§ Task statement
Copy only what lies from the line containing "What React, TypeScript" through the line containing "string; sub?: boolean;" in the entries below, keeping both end lines exact and dropping every picture.

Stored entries

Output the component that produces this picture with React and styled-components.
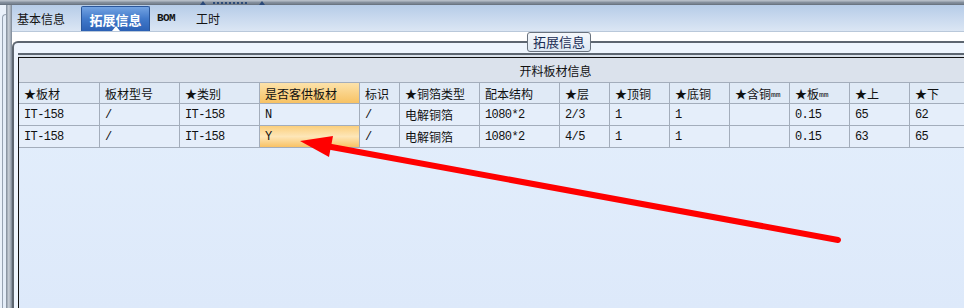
import styled, { createGlobalStyle } from 'styled-components'

const GlobalStyle = createGlobalStyle`
  html, body {
    margin: 0;
    padding: 0;
  }
  body {
    font-family: "Noto Sans CJK SC", sans-serif;
    background: #e2edfb;
  }
`

const Screen = styled.div`
  position: relative;
  width: 964px;
  height: 308px;
  overflow: hidden;
  display: flex;
  flex-direction: column;
  background: #e2edfb;
`

const TopBar = styled.div`
  height: 5px;
  flex-shrink: 0;
  display: flex;
  align-items: center;
  padding-left: 200px;
  background: linear-gradient(#b4bcc6 0, #b4bcc6 1px, #8893a1 2px, #76818e 4px, #5f6975 5px);
`

const GripTri = styled.span`
  width: 0;
  height: 0;
  border-left: 3px solid transparent;
  border-right: 3px solid transparent;
  border-bottom: 4px solid #2a4878;
  margin-right: ${({ $mr }) => $mr || 0}px;
`

const GripDots = styled.span`
  width: 35px;
  height: 2px;
  margin-right: 11px;
  background: repeating-linear-gradient(90deg, #2d4b78 0 2px, transparent 2px 4px);
`

const Body = styled.div`
  flex: 1;
  display: flex;
  min-height: 0;
`

const LeftDock = styled.div`
  width: 6px;
  flex-shrink: 0;
  background: #eaf1fa;
  display: flex;
`

const DockFrame = styled.div`
  flex: 1;
  margin: 9px 0 0 2px;
  border-left: 1px solid #97a3b2;
  border-top: 1px solid #97a3b2;
  border-top-left-radius: 4px;
  background: #e4edf8;
`

const Splitter = styled.div`
  width: 6px;
  flex-shrink: 0;
  background: linear-gradient(90deg, #7d8997, #c9d0d8 45%, #aab3be 70%, #7a8694);
`

const Main = styled.div`
  flex: 1;
  min-width: 0;
  display: flex;
  flex-direction: column;
  background: #fff;
`

const TabStrip = styled.div`
  height: 26px;
  flex-shrink: 0;
  display: flex;
  padding-left: 5px;
  border-bottom: 1px solid #b9c8da;
  background: linear-gradient(#b6cce8, #dbe6f4);
`

const Tab = styled.div`
  position: relative;
  box-sizing: border-box;
  width: ${({ $w }) => $w}px;
  margin-left: ${({ $ml }) => $ml || 0}px;
  display: flex;
  align-items: center;
  justify-content: ${({ $active }) => ($active ? 'center' : 'flex-start')};
  font-family: ${({ $mono }) => ($mono ? '"Liberation Mono", monospace' : '"Noto Sans CJK SC", sans-serif')};
  font-size: ${({ $mono }) => ($mono ? 11 : 12)}px;
  font-weight: ${({ $mono }) => ($mono ? 'bold' : 'normal')};
  letter-spacing: ${({ $mono }) => ($mono ? '-0.6px' : '0')};
  color: #141414;

  ${({ $active }) =>
    $active &&
    `
    margin-top: 1px;
    color: #fff;
    font-size: 13px;
    font-weight: bold;
    border: 1px solid #2a569a;
    border-bottom: none;
    border-radius: 2px 2px 0 0;
    background: linear-gradient(#73a3e2, #4179ca 50%, #2c61b5);
  `}
`

const Notch = styled.span`
  position: absolute;
  bottom: 0;
  left: 50%;
  transform: translateX(-50%);
  width: 0;
  height: 0;
  border-left: 4px solid transparent;
  border-right: 4px solid transparent;
  border-bottom: 5px solid #fff;
`

const Group = styled.div`
  position: relative;
  box-sizing: border-box;
  align-self: flex-start;
  width: 1092px;
  flex: 1;
  margin-top: 9px;
  padding-top: 10px;
  display: flex;
  flex-direction: column;
  background: #eef5fe;
  border-top: 2px solid #5d6671;
  border-left: 2px solid #5d6671;
  border-top-left-radius: 6px;
`

const GroupTitle = styled.div`
  position: absolute;
  top: -11px;
  left: 50%;
  transform: translateX(-50%);
  box-sizing: border-box;
  height: 20px;
  padding: 0 5px;
  line-height: 18px;
  font-size: 13px;
  color: #1a2c54;
  border: 1px solid #69727e;
  border-radius: 3px;
  background: linear-gradient(#f5f8fc, #dde7f2);
  white-space: nowrap;
`

const Frame = styled.div`
  flex: 1;
  margin-left: 4px;
  padding-top: 2px;
  display: flex;
  flex-direction: column;
  border-top: 2px solid #5d6671;
  background: #d8e0ea;
`

const Grid = styled.div`
  flex: 1;
  display: grid;
  grid-template-columns: 81px 80px 80px 100px 40px 80px 80px 50px repeat(7, 60px) 62px;
  align-content: start;
  border-top: 1px solid #111;
  border-left: 1px solid #111;
  background: linear-gradient(#e4effc, #dde9fa);
`

const GroupHead = styled.div`
  grid-column: 1 / -1;
  box-sizing: border-box;
  height: 25px;
  display: flex;
  align-items: center;
  justify-content: center;
  font-size: 12px;
  color: #111;
  border-bottom: 1px solid #a3adbb;
  background: #dbe2ec;
`

const HeadCell = styled.div`
  box-sizing: border-box;
  height: 21px;
  padding-left: 5px;
  display: flex;
  align-items: center;
  font-size: 12px;
  color: #111;
  white-space: nowrap;
  overflow: hidden;
  border-right: 1px solid #a3adbb;
  border-bottom: 1px solid #a3adbb;
  background: ${({ $hl }) => ($hl ? 'linear-gradient(#fce2aa, #f7c264)' : '#e0eaf6')};
`

const Unit = styled.span`
  font-family: "Liberation Mono", monospace;
  font-size: 8px;
  margin-top: 2px;
`

const Cell = styled.div`
  box-sizing: border-box;
  height: 22px;
  padding-left: 5px;
  display: flex;
  align-items: center;
  font-family: "Liberation Mono", "Noto Sans CJK SC", monospace;
  font-size: 12px;
  letter-spacing: -0.6px;
  color: #111;
  white-space: nowrap;
  border-right: 1px solid #a3adbb;
  border-bottom: 1px solid #a3adbb;
  background: ${({ $hl }) =>
    $hl ? 'linear-gradient(#fbcf7c, #fde6b8 50%, #f9c264)' : '#e5eefa'};
`

const CjkText = styled.span`
  font-family: "Noto Sans CJK SC", sans-serif;
  font-size: 12px;
  letter-spacing: 0;
`

const Overlay = styled.svg`
  position: absolute;
  left: 0;
  top: 0;
  pointer-events: none;
`

const headers = [
  '★板材', '板材型号', '★类别', '是否客供板材', '标识', '★铜箔类型', '配本结构',
  '★层', '★顶铜', '★底铜', ['★含铜', 'mm'], ['★板', 'mm'], '★上', '★下', '', '',
]

const rows = [
  ['IT-158', '/', 'IT-158', 'N', '/', '电解铜箔', '1080*2', '2/3', '1', '1', '', '0.15', '65', '62', '', ''],
  ['IT-158', '/', 'IT-158', 'Y', '/', '电解铜箔', '1080*2', '4/5', '1', '1', '', '0.15', '63', '65', '', ''],
]

const isCjk = (s) => /[\u4e00-\u9fff]/.test(s)

export default function App() {
  return (
    <>
      <GlobalStyle />
      <Screen>
        <TopBar>
          <GripTri $mr={7} />
          <GripDots />
          <GripTri />
        </TopBar>
        <Body>
          <LeftDock>
            <DockFrame />
          </LeftDock>
          <Splitter />
          <Main>
            <TabStrip>
              <Tab $w={64}>基本信息</Tab>
              <Tab $w={69} $active>
                拓展信息
                <Notch />
              </Tab>
              <Tab $w={39} $ml={7} $mono>BOM</Tab>
              <Tab $w={40}>工时</Tab>
            </TabStrip>
            <Group>
              <GroupTitle>拓展信息</GroupTitle>
              <Frame>
                <Grid>
                  <GroupHead>开料板材信息</GroupHead>
                  {headers.map((h, i) => (
                    <HeadCell key={i} $hl={i === 3}>
                      {Array.isArray(h) ? (
                        <>
                          {h[0]}
                          <Unit>{h[1]}</Unit>
                        </>
                      ) : (
                        h
                      )}
                    </HeadCell>
                  ))}
                  {rows.map((r, ri) =>
                    r.map((v, ci) => (
                      <Cell key={`${ri}-${ci}`} $hl={ri === 1 && ci === 3}>
                        {isCjk(v) ? <CjkText>{v}</CjkText> : v}
                      </Cell>
                    ))
                  )}
                </Grid>
              </Frame>
            </Group>
          </Main>
        </Body>
        <Overlay width="964" height="308" viewBox="0 0 964 308">
          <line x1="838" y1="240" x2="326" y2="146" stroke="#ff0000" strokeWidth="6" strokeLinecap="round" />
          <polygon points="300,141 333,136 329,157" fill="#ff0000" />
        </Overlay>
      </Screen>
    </>
  )
}
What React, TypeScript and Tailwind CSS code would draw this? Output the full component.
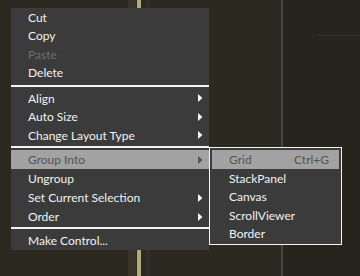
import { ReactNode } from "react";

type Item = { label: string; sub?: boolean; disabled?: boolean; active?: boolean };

const sections: { items: Item[]; row: string; sep: string }[] = [
  {
    row: "h-[18.5px]",
    sep: "mt-[3px] mb-[2px]",
    items: [{ label: "Cut" }, { label: "Copy" }, { label: "Paste", disabled: true }, { label: "Delete" }],
  },
  {
    row: "h-[18.5px]",
    sep: "mt-[1.5px] mb-[2px]",
    items: [
      { label: "Align", sub: true },
      { label: "Auto Size", sub: true },
      { label: "Change Layout Type", sub: true },
    ],
  },
  {
    row: "h-[19px]",
    sep: "mt-[1px] mb-[2px]",
    items: [
      { label: "Group Into", sub: true, active: true },
      { label: "Ungroup" },
      { label: "Set Current Selection", sub: true },
      { label: "Order", sub: true },
    ],
  },
  { row: "h-[19px]", sep: "", items: [{ label: "Make Control..." }] },
];

function Arrow({ dark }: { dark?: boolean }) {
  return (
    <svg width="5" height="8" viewBox="0 0 5 8">
      <path d="M0 0 L4.5 4 L0 8 Z" fill={dark ? "#555555" : "#f4f4f4"} />
    </svg>
  );
}

function Row({ item, row }: { item: Item; row: string }) {
  const color = item.active ? "bg-[#a2a2a2] text-[#555555]" : item.disabled ? "text-[#6e6e6e]" : "text-[#f2f2f2]";
  return (
    <div className={`flex items-center justify-between pl-[17px] pr-[6px] ${row} ${color}`}>
      <span className="pt-px">{item.label}</span>
      {item.sub && <Arrow dark={item.active} />}
    </div>
  );
}

function SubRow({ children, active, shortcut }: { children: ReactNode; active?: boolean; shortcut?: string }) {
  return (
    <div
      className={`flex items-center pl-[17px] ${active ? "h-[19px] bg-[#a2a2a2] text-[#555555]" : "h-[18.5px] text-[#f2f2f2]"}`}
    >
      <span className="w-[65px] pt-px">{children}</span>
      {shortcut && <span className="pt-px">{shortcut}</span>}
    </div>
  );
}

export default function App() {
  return (
    <div
      className="relative h-[276px] w-[360px] overflow-hidden bg-[#2c2920] text-[12px] leading-none"
      style={{ fontFamily: 'Lato, "Open Sans", sans-serif' }}
    >
      {/* canvas behind the menu */}
      <div className="absolute inset-0 flex">
        <div className="w-[128px]" />
        <div className="w-[8px] bg-[#35332a]" />
        <div className="w-px" />
        <div className="w-[4px] bg-[#abad7c]" />
        <div className="w-[5px]" />
        <div className="w-[4px] bg-[#312f27]" />
        <div className="w-[131px]" />
        <div className="w-[2px] bg-[#48463f]" />
        <div className="flex-1 bg-[#27241e] pt-[35px] pl-[35px]">
          <div className="h-px bg-[#37342d]" />
        </div>
      </div>

      {/* context menu */}
      <div className="absolute left-[11px] top-[8px] w-[198px] bg-[#3b3b3b]">
        {sections.map((s, i) => (
          <div key={i}>
            {s.items.map((it) => (
              <Row key={it.label} item={it} row={s.row} />
            ))}
            {s.sep && <div className={`h-[2px] bg-[#f4f4f4] ${s.sep}`} />}
          </div>
        ))}
      </div>

      {/* submenu */}
      <div className="absolute left-[209px] top-[147px] h-[98px] w-[133px] border border-[#f4f4f4] bg-[#3b3b3b] p-[2px]">
        <SubRow active shortcut="Ctrl+G">
          Grid
        </SubRow>
        <SubRow>StackPanel</SubRow>
        <SubRow>Canvas</SubRow>
        <SubRow>ScrollViewer</SubRow>
        <SubRow>Border</SubRow>
      </div>
    </div>
  );
}
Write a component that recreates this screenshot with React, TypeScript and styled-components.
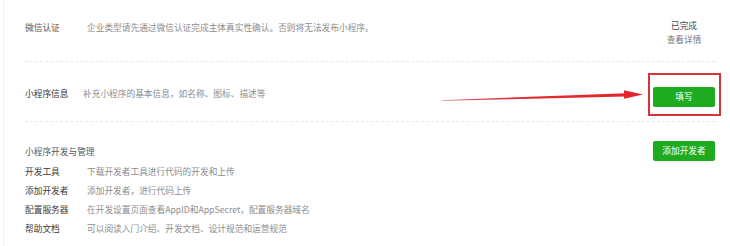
import React from "react";
import styled, { createGlobalStyle } from "styled-components";

const Global = createGlobalStyle`
  html, body { margin: 0; padding: 0; background: #ffffff; }
  body { font-family: "Noto Sans CJK SC", "Noto Sans", sans-serif; }
`;

const Page = styled.div`
  position: relative;
  width: 730px;
  height: 246px;
  overflow: hidden;
  background: #fff;
`;

const Panel = styled.div`
  margin-left: 3px;
  border-left: 1px solid #efefef;
  padding: 0 15px 0 21px;
  height: 246px;
  box-sizing: border-box;
`;

const InfoRow = styled.div<{ $h: number; $pt: number; $align: string }>`
  display: flex;
  align-items: ${(p) => p.$align};
  height: ${(p) => p.$h}px;
  padding-top: ${(p) => p.$pt}px;
  box-sizing: content-box;
  border-bottom: 1px dashed #e8e8e8;
`;

const Label = styled.div<{ $w: number; $c: string }>`
  flex: none;
  width: ${(p) => p.$w}px;
  font-size: 8.7px;
  line-height: 16px;
  color: ${(p) => p.$c};
  white-space: nowrap;
`;

const Desc = styled.div`
  flex: 1;
  font-size: 8.7px;
  line-height: 16px;
  color: #8c8c8c;
  white-space: nowrap;
`;

const Status = styled.div`
  display: flex;
  flex-direction: column;
  align-items: center;
  width: 62px;
  margin-top: -1px;
  font-size: 8.7px;
  line-height: 14px;
`;

const Done = styled.span`
  color: #444;
`;

const Detail = styled.span`
  color: #777;
`;

const GreenButton = styled.button`
  width: 62px;
  height: 20px;
  padding: 0;
  border: none;
  border-radius: 2px;
  background: #1fab1f;
  color: #fff;
  font-family: inherit;
  font-size: 8.7px;
  line-height: 20px;
  cursor: pointer;
`;

const Highlight = styled.div`
  position: relative;
`;

const RedFrame = styled.div`
  position: absolute;
  left: -5px;
  right: -6px;
  top: -8px;
  bottom: -9px;
  border: 2px solid #d3363a;
  pointer-events: none;
`;

const Arrow = styled.svg`
  position: absolute;
  left: 440px;
  top: 86px;
`;

const SectionHead = styled.div`
  display: flex;
  justify-content: space-between;
  align-items: center;
  height: 20px;
  margin-top: 19px;
`;

const SectionTitle = styled.div`
  font-size: 8.7px;
  color: #555;
`;

const List = styled.div`
  margin-top: 1px;
  display: flex;
  flex-direction: column;
`;

const ListRow = styled.div`
  display: flex;
  align-items: center;
  height: 19px;
`;

const tools = [
  ["开发工具", "下载开发者工具进行代码的开发和上传"],
  ["添加开发者", "添加开发者，进行代码上传"],
  ["配置服务器", "在开发设置页面查看AppID和AppSecret，配置服务器域名"],
  ["帮助文档", "可以阅读入门介绍、开发文档、设计规范和运营规范"],
];

export default function App() {
  return (
    <>
      <Global />
      <Page>
        <Panel>
          <InfoRow $h={41} $pt={20} $align="flex-start">
            <Label $w={62} $c="#555">微信认证</Label>
            <Desc>企业类型请先通过微信认证完成主体真实性确认。否则将无法发布小程序。</Desc>
            <Status>
              <Done>已完成</Done>
              <Detail>查看详情</Detail>
            </Status>
          </InfoRow>
          <InfoRow $h={55} $pt={4} $align="center">
            <Label $w={58} $c="#333">小程序信息</Label>
            <Desc>补充小程序的基本信息，如名称、图标、描述等</Desc>
            <Highlight>
              <GreenButton>填写</GreenButton>
              <RedFrame />
            </Highlight>
          </InfoRow>
          <SectionHead>
            <SectionTitle>小程序开发与管理</SectionTitle>
            <GreenButton>添加开发者</GreenButton>
          </SectionHead>
          <List>
            {tools.map(([l, d]) => (
              <ListRow key={l}>
                <Label $w={62} $c="#3a3a3a">{l}</Label>
                <Desc>{d}</Desc>
              </ListRow>
            ))}
          </List>
        </Panel>
        <Arrow width="210" height="18" viewBox="0 0 210 18">
          <defs>
            <linearGradient id="ag" x1="0" x2="1" y1="0" y2="0">
              <stop offset="0" stopColor="#d45a5e" />
              <stop offset="0.5" stopColor="#e02a2f" />
              <stop offset="1" stopColor="#e3262b" />
            </linearGradient>
          </defs>
          <polygon points="2,14.2 186,7.2 186,10.4 2,14.8" fill="url(#ag)" />
          <polygon points="184,4.2 203,8.4 184,12.8" fill="#e3262b" />
        </Arrow>
      </Page>
    </>
  );
}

§ Correct response
What React, TypeScript and Tailwind CSS code would draw this? Output the full component.
import { ReactNode } from "react";

type Item = { label: string; sub?: boolean; disabled?: boolean; active?: boolean };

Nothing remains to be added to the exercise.